TASK DETAILS> Select and reproduce each line of the listing below that bears the string "components".

COLLECTED DATA>

--- --- ---

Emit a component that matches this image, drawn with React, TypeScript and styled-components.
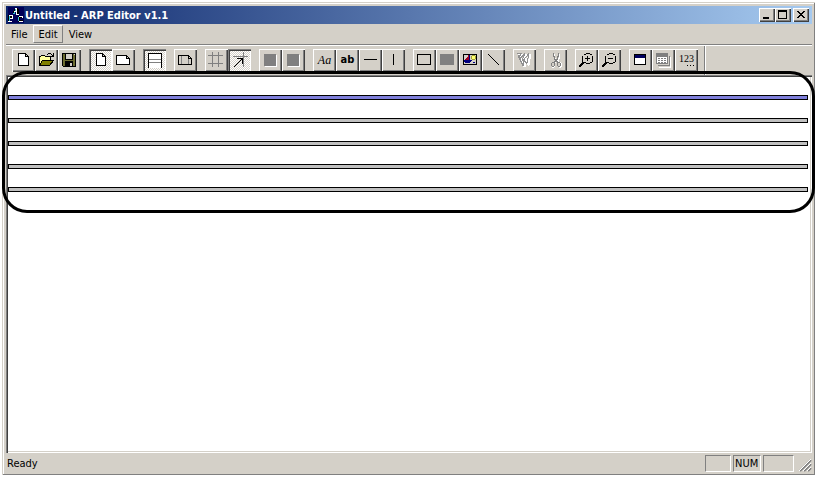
import React from "react";
import styled, { createGlobalStyle, css } from "styled-components";

const FACE = "#d4d0c8";
const SHADOW = "#808080";
const DARK = "#404040";

const GlobalStyle = createGlobalStyle`
  * { box-sizing: border-box; }
  body {
    margin: 0;
    background: #fff;
    color: #000;
    font: 11px/14px "DejaVu Sans Condensed", Tahoma, sans-serif;
  }
`;

const raised = css`
  box-shadow: inset 1px 1px #fff, inset -1px -1px ${DARK}, inset -2px -2px ${SHADOW};
`;

const sunken = css`
  box-shadow: inset 1px 1px ${SHADOW}, inset 2px 2px ${DARK}, inset -1px -1px #fff;
`;

const Screen = styled.div`
  display: flex;
  height: 100vh;
  padding: 2px;
`;

const AppWindow = styled.div`
  flex: 1;
  min-width: 0;
  display: flex;
  flex-direction: column;
  padding: 4px 3px 3px 4px;
  background: ${FACE};
  box-shadow: inset 1px 1px ${FACE}, inset -1px -1px ${SHADOW}, inset 2px 2px #fff;
`;

const TitleBar = styled.header`
  display: flex;
  align-items: center;
  height: 18px;
  padding: 0 3px 0 2px;
  background: linear-gradient(90deg, #0a246a, #a6caf0);
`;

const Title = styled.h1`
  flex: 1;
  margin: 0 0 0 1px;
  color: #fff;
  font-size: 11px;
  line-height: 16px;
  padding-top: 1px;
  font-weight: bold;
`;

const CaptionButton = styled.button<{ $apart?: boolean }>`
  width: 16px;
  height: 14px;
  margin: 0 0 0 ${(p) => (p.$apart ? 2 : 0)}px;
  padding: 0;
  border: 0;
  background: ${FACE};
  ${raised}
`;

const MenuBar = styled.nav`
  display: flex;
  align-items: flex-start;
  gap: 1px;
  height: 22px;
  padding-top: 1px;
  border-bottom: 1px solid #fff;
  box-shadow: inset 0 -1px ${SHADOW};
`;

const MenuItem = styled.button<{ $hot?: boolean }>`
  height: 18px;
  padding: 1px 4px 0;
  border: 1px solid transparent;
  background: none;
  color: #000;
  font: inherit;
  ${(p) => p.$hot && `border-color: #fff ${SHADOW} ${SHADOW} #fff;`}
`;

const ToolBar = styled.div`
  display: flex;
  height: 29px;
  padding-left: 6px;
`;

const ToolGroup = styled.div`
  display: flex;
  padding-top: 3px;
  margin-right: 8px;
`;

const ToolEnd = styled.div`
  width: 2px;
  margin-left: -2px;
  background: linear-gradient(90deg, ${SHADOW} 50%, #fff 50%);
`;

const ToolButton = styled.button<{ $pressed?: boolean }>`
  display: flex;
  align-items: center;
  justify-content: center;
  width: 23px;
  height: 23px;
  padding: 0;
  border: 0;
  color: #000;
  background: ${FACE};
  ${raised}
  ${(p) =>
    p.$pressed &&
    css`
      background: conic-gradient(#fff 25%, ${FACE} 0 50%, #fff 0 75%, ${FACE} 0) 0 0 / 2px 2px;
      ${sunken}
    `}
`;

const Glyph = styled.span<{ $kind: "italic" | "bold" | "digits" }>`
  padding-bottom: 2px;
  ${(p) => p.$kind === "italic" && `font: italic 12px/14px "Liberation Serif", serif;`}
  ${(p) => p.$kind === "bold" && `font: bold 11px/14px "DejaVu Sans Condensed", sans-serif;`}
  ${(p) =>
    p.$kind === "digits" &&
    `font: 10px/12px "Liberation Serif", serif; padding-bottom: 4px;
     background: repeating-linear-gradient(90deg, #000 0 1px, transparent 1px 3px) right 12px / 7px 1px no-repeat;`}
`;

const Client = styled.main`
  position: relative;
  flex: 1;
  min-height: 0;
  padding: 20px 4px 2px 2px;
  background: #fff;
  box-shadow: inset 1px 1px ${SHADOW}, inset 2px 2px ${DARK}, inset -1px -1px #fff, inset -2px -2px ${FACE};
`;

const Bands = styled.div`
  display: flex;
  flex-direction: column;
  gap: 18px;
`;

const Band = styled.div<{ $selected?: boolean }>`
  height: 5px;
  border: 1px solid #000;
  background: ${(p) => (p.$selected ? "#8080dc" : "#c0c0c0")};
`;

const Callout = styled.div`
  position: absolute;
  inset: -4px -3px auto -4px;
  height: 142px;
  border: 3px solid #000;
  border-radius: 25px;
  pointer-events: none;
`;

const StatusBar = styled.footer`
  display: flex;
  align-items: stretch;
  gap: 2px;
  height: 19px;
  padding: 2px 0 0 1px;
`;

const StatusText = styled.span`
  flex: 1;
  line-height: 18px;
`;

const Pane = styled.span<{ $w: number }>`
  width: ${(p) => p.$w}px;
  padding-left: 1px;
  line-height: 16px;
  border: 1px solid;
  border-color: ${SHADOW} #fff #fff ${SHADOW};
`;

const Grip = styled.svg`
  align-self: flex-end;
`;

const Drawing = styled.svg`
  display: block;
  fill: none;
  stroke: #000;
  shape-rendering: crispEdges;
`;

const drawings: Record<string, React.ReactNode> = {
  new: <path d="M6.5 4.5h7l3 3v9h-10zM13.5 4.5v3h3" fill="#fff" />,
  open: (
    <>
      <path d="M4.5 16.5v-9h1l1-1h3l1 1h5v3" fill="#ffff9c" />
      <path d="M4.5 16.5l3-5h11l-4 5z" fill="#808000" />
      <path d="M12 5.5h1M13 4.5h3M16 5.5h1M17 6.5h2M18.5 4v3M16 7.5h3" />
    </>
  ),
  save: (
    <>
      <path d="M4.5 4.5h13v13h-12l-1-1z" fill="#6c6c30" />
      <path d="M7.5 4.5h7v6h-7z" fill="#d4d0c8" />
      <path d="M7 12h8v6H7z" fill="#000" stroke="none" />
      <path d="M12 14h2v3h-2zM16 5h1v1h-1z" fill="#d4d0c8" stroke="none" />
    </>
  ),
  portrait: <path d="M7.5 4.5h6l3 3v9h-9zM13.5 4.5v3h3" fill="#fff" />,
  landscape: <path d="M4.5 6.5h10l3 3v6h-13zM14.5 6.5v3h3" fill="#fff" />,
  bands: (
    <>
      <path d="M5 4h14v15H5z" fill="#fff" stroke="none" />
      <path d="M5.5 19V4.5h13V19" />
      <path d="M6 10.5h12M6 13.5h12" stroke="#808080" />
    </>
  ),
  margins: (
    <>
      <path d="M4.5 6.5h10l3 3v6h-13zM14.5 6.5v3h3" />
      <path d="M7.5 7v8M14.5 10v5" stroke="#808080" />
    </>
  ),
  grid: <path d="M7.5 3v15M13.5 3v15M3 6.5h15M3 14.5h15" stroke="#808080" />,
  snap: (
    <>
      <path d="M15.5 3v15M5 7.5h15" stroke="#808080" />
      <path d="M6 17.5h1M7 16.5h1M8 15.5h1M9 14.5h1M10 13.5h1M11 12.5h1M12 11.5h1M13 10.5h1M9 9.5h5.5V15" />
    </>
  ),
  block: (
    <>
      <path d="M6 6h12v12H6z" fill="#fff" stroke="none" />
      <path d="M5 5h12v12H5z" fill="#808080" stroke="none" />
    </>
  ),
  hline: <path d="M5 10.5h13" />,
  vline: <path d="M11.5 5v11" />,
  rect: <path d="M4.5 5.5h13v10h-13z" />,
  fill: <path d="M4 5h14v11H4z" fill="#808080" stroke="none" />,
  picture: (
    <>
      <path d="M4.5 5.5h13v10h-13z" fill="#d4d0c8" />
      <path d="M10 6v6H5v-1h1v-1h1V9h1V8h1V6z" fill="#a00020" stroke="none" />
      <path d="M10 6h1v5h-1zM5 11h8v1h-1v1h-1v1H6v-1H5zM14 13h2v1h-2z" fill="#000080" stroke="none" />
      <path d="M13 7h3v3h-3z" fill="#ffff70" stroke="none" />
      <path d="M13 6.5h3M13 10.5h3M12.5 7v3M16.5 7v3" stroke="#a0a030" />
    </>
  ),
  diagonal: <path d="M6 5.5h1M7 6.5h1M8 7.5h1M9 8.5h1M10 9.5h1M11 10.5h1M12 11.5h1M13 12.5h1M14 13.5h1M15 14.5h1M16 15.5h1" />,
  check: (
    <>
      <path d="M5.5 5.5l6 12v-6l4 4 2-10M9.5 5.5l-2 4M13.5 5.5l-4 8M17.5 5.5l-5 6" stroke="#fff" strokeWidth="2" />
      <path d="M4 4.5h4l-2 4M5 6.5l5 10v-6l4 4 2-10M7 9.5l5-5-3 7M15.5 5l-5 6" stroke="#909090" />
    </>
  ),
  cut: (
    <>
      <path d="M10.5 5v4h1v2h3v2h2v1h1v3h-1v1h-2M15.5 5v4h-1v3h-3v1h-1v4h-1v1h-2" stroke="#fff" />
      <path d="M9.5 4v4M10.5 7v4M14.5 4v4M13.5 7v4M11 10.5h2M11 11.5h2M10 12.5h4M8 13.5h2M14 13.5h2M7.5 14v3M10.5 13v4M13.5 13v4M16.5 14v3M8 17.5h2M14 17.5h2" stroke="#808080" />
    </>
  ),
  zoomIn: (
    <>
      <path d="M10.5 4.5h4M8.5 5.5h2M14.5 5.5h2M7.5 6.5v6M17.5 6.5v6M8.5 13.5h2M14.5 13.5h2M10.5 14.5h4M10 9.5h5M12.5 7v5" />
      <path d="M8.5 13.5L4 18" strokeWidth="2" />
    </>
  ),
  zoomOut: (
    <>
      <path d="M10.5 4.5h4M8.5 5.5h2M14.5 5.5h2M7.5 6.5v6M17.5 6.5v6M8.5 13.5h2M14.5 13.5h2M10.5 14.5h4M10 9.5h5" />
      <path d="M8.5 13.5L4 18" strokeWidth="2" />
    </>
  ),
  form: (
    <>
      <path d="M5.5 5.5h11v10h-11z" fill="#fff" />
      <path d="M5 5h12v4H5z" fill="#000060" stroke="none" />
      <path d="M5.5 5.5h11v10h-11z" />
    </>
  ),
  table: (
    <>
      <path d="M7 18.5h11.5V8" stroke="#fff" />
      <path d="M4.5 4.5h11v10h-11zM6 16.5h11.5V7" stroke="#808080" />
      <path d="M5 5h10v3H5z" fill="#808080" stroke="none" />
      <path d="M5 8h10v6H5z" fill="#fff" stroke="none" />
      <path d="M6 9.5h8M6 11.5h8M6 13.5h8" stroke="#808080" strokeDasharray="2 1" />
    </>
  ),
};

type Tool = { name: string; icon?: string; text?: string; kind?: "italic" | "bold" | "digits"; pressed?: boolean };

const groups: Tool[][] = [
  [{ name: "New", icon: "new" }, { name: "Open", icon: "open" }, { name: "Save", icon: "save" }],
  [{ name: "Portrait", icon: "portrait", pressed: true }, { name: "Landscape", icon: "landscape" }],
  [{ name: "Show bands", icon: "bands", pressed: true }],
  [{ name: "Page margins", icon: "margins" }],
  [{ name: "Grid", icon: "grid" }, { name: "Snap to grid", icon: "snap", pressed: true }],
  [{ name: "Bring to front", icon: "block" }, { name: "Send to back", icon: "block" }],
  [
    { name: "Label", text: "Aa", kind: "italic" },
    { name: "Field", text: "ab", kind: "bold" },
    { name: "Horizontal line", icon: "hline" },
    { name: "Vertical line", icon: "vline" },
  ],
  [
    { name: "Rectangle", icon: "rect" },
    { name: "Filled rectangle", icon: "fill" },
    { name: "Picture", icon: "picture" },
    { name: "Line", icon: "diagonal" },
  ],
  [{ name: "Check", icon: "check" }],
  [{ name: "Cut", icon: "cut" }],
  [{ name: "Zoom in", icon: "zoomIn" }, { name: "Zoom out", icon: "zoomOut" }],
  [
    { name: "Properties", icon: "form" },
    { name: "Data table", icon: "table" },
    { name: "Numbering", text: "123", kind: "digits" },
  ],
];

const bands = [true, false, false, false, false];

export default function App() {
  return (
    <Screen>
      <GlobalStyle />
      <AppWindow>
        <TitleBar>
          <Drawing width="16" height="16" viewBox="0 0 16 16" aria-hidden="true">
            <path d="M0 0h16v16H0z" fill="#000058" stroke="none" />
            <path d="M5 7V4h1V2h1V1h3v1h1v5H9V5H7v2zM0 8h5v4H2v3H0zM10 9h5v2h-3v2h3v2h-5z" fill="#000" stroke="none" />
            <path d="M5 6.5h2M6 5.5h1M7 2v3M1.5 9v6M10.5 10v4" stroke="#38c0d8" />
            <path d="M7 1.5h2M8.5 2v5M6 4.5h3M8 7.5h3M1 8.5h4M4.5 9v3M2 11.5h3M0 14.5h4M11 9.5h4M14.5 10v1M11 14.5h4" stroke="#fff" />
          </Drawing>
          <Title>Untitled - ARP Editor v1.1</Title>
          <CaptionButton aria-label="Minimize">
            <Drawing width="16" height="14"><path d="M4 10h6" strokeWidth="2" /></Drawing>
          </CaptionButton>
          <CaptionButton aria-label="Maximize">
            <Drawing width="16" height="14"><path d="M3.5 2.5h8v8h-8zM3 3.5h9" /></Drawing>
          </CaptionButton>
          <CaptionButton aria-label="Close" $apart>
            <Drawing width="16" height="14">
              <path d="M4 3.5h2M5 4.5h2M6 5.5h4M7 6.5h2M6 7.5h4M5 8.5h2M4 9.5h2M10 3.5h2M9 4.5h2M9 8.5h2M10 9.5h2" />
            </Drawing>
          </CaptionButton>
        </TitleBar>
        <MenuBar aria-label="Menu">
          <MenuItem>File</MenuItem>
          <MenuItem $hot>Edit</MenuItem>
          <MenuItem>View</MenuItem>
        </MenuBar>
        <ToolBar role="toolbar" aria-label="Tools">
          {groups.map((group) => (
            <ToolGroup key={group[0].name}>
              {group.map((t) => (
                <ToolButton key={t.name} aria-label={t.name} $pressed={t.pressed}>
                  {t.icon ? (
                    <Drawing width="23" height="23">{drawings[t.icon]}</Drawing>
                  ) : (
                    <Glyph $kind={t.kind!}>{t.text}</Glyph>
                  )}
                </ToolButton>
              ))}
            </ToolGroup>
          ))}
          <ToolEnd />
        </ToolBar>
        <Client>
          <Bands>
            {bands.map((selected, i) => (
              <Band key={i} $selected={selected} />
            ))}
          </Bands>
          <Callout />
        </Client>
        <StatusBar>
          <StatusText>Ready</StatusText>
          <Pane $w={26} />
          <Pane $w={28}>NUM</Pane>
          <Pane $w={31} />
          <Grip width="16" height="14" aria-hidden="true">
            <path d="M4 13L15 2M8 13l7-7M12 13l3-3" stroke="#808080" strokeWidth="2" />
            <path d="M3 13L15 1M7 13l8-8M11 13l4-4" stroke="#fff" />
          </Grip>
        </StatusBar>
      </AppWindow>
    </Screen>
  );
}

--- --- ---

EXERCISE RESPONSE>
Emit a component that matches this image, drawn with React, TypeScript and styled-components.
import styled, { createGlobalStyle, css } from "styled-components";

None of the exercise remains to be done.